If you need more realtime or incremental replication, a possible approach is creating tailable cursors on the MongoDB replication oplog.
This approach is basically "roll your own replication". You would have to write an application which tails the oplog on each of your MongoDB instances and looks for changes of interest to save to your central server. For example, you may only want to replicate changes for selective namespaces (databases or collections).
A related tool that may be of interest is the experimental Mongo Connector from 10gen labs. This is a Python module that provides an interface for tailing the replication oplog.
Caveats:
You have to implement your own code for this, and learn/understand how to work with the oplog documents
There may be an alternative product which better supports your desired replication model "out of the box".
You should be aware that there are only replica set for doing replication there a replicat set always means: one primary, multiple secondary. Write always go to the primary server. Appearently you want multi-master replication which is not supported by MongoDB. So you want to look into a different technology like CouchDB or CouchBase. MongoDB is barrel burst here.
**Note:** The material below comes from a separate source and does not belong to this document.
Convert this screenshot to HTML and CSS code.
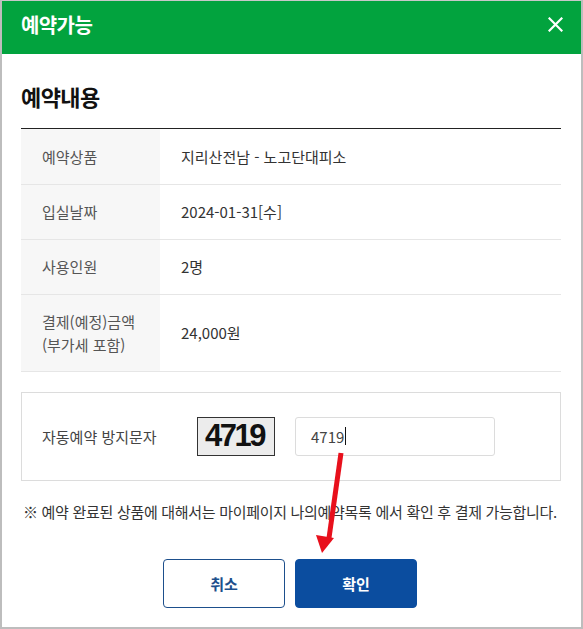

There may be a way since MongoDB 3.6 to achieve your goal: Change Streams.
Change streams allow applications to access real-time data changes without the complexity and risk of tailing the oplog. Applications can use change streams to subscribe to all data changes on a single collection, a database, or an entire deployment, and immediately react to them. Because change streams use the aggregation framework, applications can also filter for specific changes or transform the notifications at will.
There are some configuration options that affect whether you can use Change Streams or not, so please read about them.
Another option is Delayed Replica Set Members.
Because delayed members are a "rolling backup" or a running "historical" snapshot of the data set, they may help you recover from various kinds of human error. For example, a delayed member can make it possible to recover from unsuccessful application upgrades and operator errors including dropped databases and collections.
Hidden Replica Set Members may be another option to consider.
A hidden member maintains a copy of the primary's data set but is invisible to client applications. Hidden members are good for workloads with different usage patterns from the other members in the replica set.
Another option may be to configure a Priority 0 Replica Set Member.
Because delayed members are a "rolling backup" or a running "historical" snapshot of the data set, they may help you recover from various kinds of human error.
I am interested in these options myself, but I haven't decided what approach I will use.